Time Required: Varies widely

Here's How:

  1. Be careful of the bar and club scene. As a general rule, bars and clubs are not great places to meet women. First, women there are sometimes on the prowl, and are looking to impress a man. A bar or a club is not conducive to seeing someone for who she is. And you will have to play the same game to even make a connection. So go there with some friends if you must; but don't make it the primary place to find a woman with whom you might want to be a friend.
  1. Networking still works. If you visit job search sites like the one at, you will find advice about finding job openings through networking. The same rule applies to dating. Let your friends know you are ready to date again, and ask them to be thinking about women with whom you might be compatible. Sure, divorced men sometimes resist blind dates, but having friends invite you and a women friend of theirs over for games, drinks, coffee, etc. can make sense and be a positive experience.
  2. Volunteer! You might be surprised to know that many singles meet in volunteer settings. One nice reason this works is because we tend to pick volunteer activities based on our interests and passions. So if you love gardening, consider helping at a community garden, teaching gardening classes at a local nursery or tending a flower garden at a local community facility. You will probably meet someone there who feels as passionately about gardening as you do. Visit VolunteerMatch to find volunteer opportunities in your area.
  1. Internet Dating. There are many, many internet dating services that will help match you with a compatible dating partner. But be careful and understand that you usually get what you pay for. One of the best services of which I am aware is at Eharmony, where each participant takes a detailed personality assessment test and is matched with folks who have similar personalities and interests.


    1. Don't "over email" with a potential partner. Four emails each way is a good rule of thumb before arranging a face to face meeting.
    2. Plan to only spend 30 minutes at the first face to face. If you don't click in person, half an hour is a reasonable time to spend. And if you do connect, then it just whets the appetite for longer dates later.
    3. Beware of dating people at work. The annals of the nation's courts are full of lawsuits stemming from workplace romances. You have to tread carefully in this area to avoid being labeled a sexual harasser if the relationship goes sour or if your partner is a subordinate. And even if your relationship is good, your conduct may make others in the workplace uncomfortable, which also causes problems.

    Once you have met some women and want to start going out, you need a few ground rules. Here are some do’s and don’ts to improve your chances for success.

    Do be positive and upbeat. Many divorced dads tend to spend dates dwelling on the negatives of their lives. You don’t want to be a downer for your date. Pick some interesting activities for dates—not just dinner and dancing. Consider golf, stage plays, a board game night, and so forth.

    Don’t dwell on your ex-spouse. This is one of the most common faux pas committed by divorced dads. Even if your date asks, don’t go there. You need to look forward, not back, and it is an easy way to destroy an otherwise positive evening.

    Do take it slow. No matter how much you miss sex or physical affection, commit yourself to no one night stands and to developing friendships first.
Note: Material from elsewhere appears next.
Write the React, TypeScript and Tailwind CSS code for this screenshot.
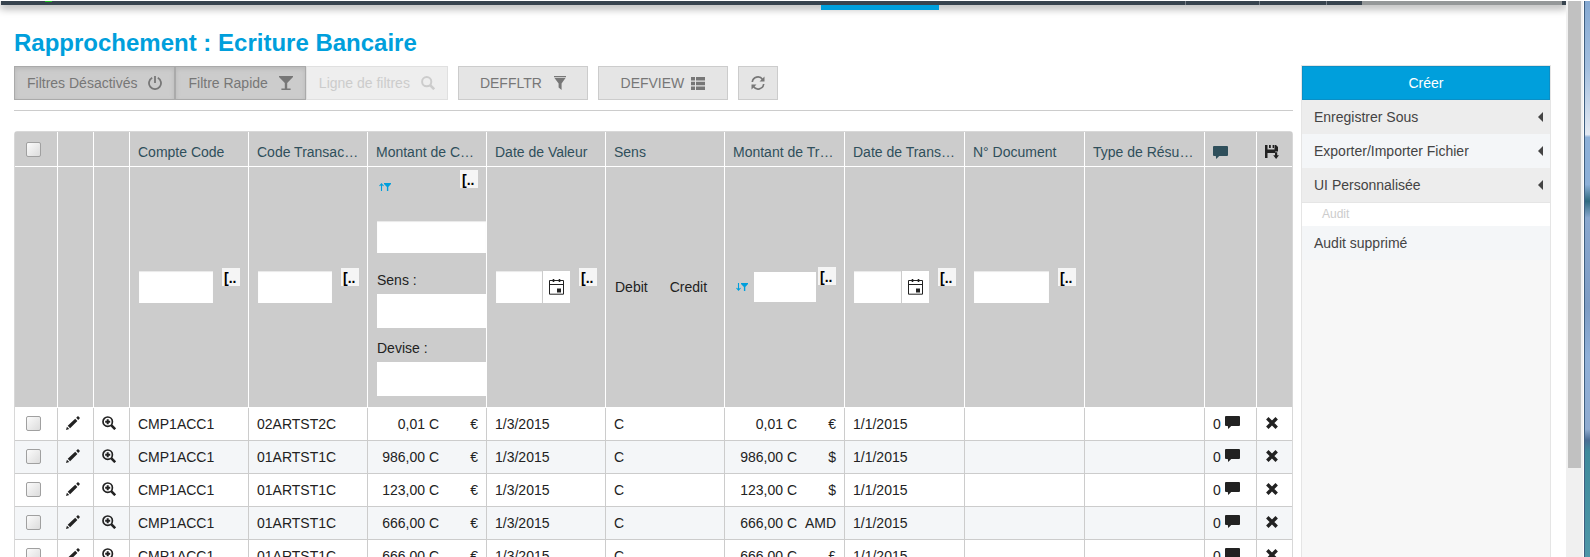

It is important for you, and for your children, that you start the dating process slowly and that you don’t have overnight visitors.

    Don’t get competitive with your ex-spouse. Your ex may already be dating. She might even be ready to remarry. But don’t let her readiness determine yours. You need to start when you are ready, not when she is.

    Don’t get serious on the rebound. All of us probably know men who have gotten married, engaged or had a live in lover on the rebound after a divorce. It is a natural thing to want to put your affection somewhere, but it’s important to watch out for the rebound process.

    Just knowing it’s likely to occur makes it easier to resist.

    Don’t be afraid of rejection. Let’s face it—you will have to date lots of women before you find another long term partner. And that means that you will reject some, and some will reject you. If you are afraid of failing, it will be harder for you to try and keep trying.

    If you get rejected, take it in stride. Understand that it is part of the process.

    One of the more difficult parts of the process of getting back into the dating scene is dealing with your children. Kids seeing their divorced parents beginning to date again often feel their own brand of rejection. They fear that dad will stop loving them if he loves someone else. They may be used to having dad all to themselves on their weekends with him (or at home if he is the custodial parent) and may worry about being replaced or alone.

    Remember, the kids are usually the innocent victims in a broken marriage and family, and it is our first responsibility to meet their needs and take care of them.

    So it is important to be sensitive to their concerns and fears.

    Here are a few ideas to help you deal with the kids once you decide to date again.

    "She is a friend." We talked earlier about going slowly in the dating process. You should not be looking for a love interest at the beginning, only for friends of the opposite gender. Keep the friendships at that level, and you can honestly talk to the kids about your new friend long before she is a girlfriend.

    Don't introduce them to everyone or too early. As you "play the field" at the beginning, leave the kids out of the equation. Wait to introduce them to your friends until the relationship has developed a little-like the fifth or sixth date. You don't want to hide things from them, but if they are aware and introduced to everyone you date, then they will be confused.

    No overnight visitors. This is a cardinal rule if the kids are with you. Once relationships begin to deepen, don't bring your date home for the night and for breakfast the next morning.

    This level of intimacy would be very disconcerting to the kids and would communicate all the wrong messages.

    Talk and listen a lot. You may become aware of concerns, objections or fears on the part of your children as you begin to date again. Make sure you create opportunities to talk and listen with the kids individually or as a group.

    Remember the rule of active listening - seek first to understand before seeking to be understood.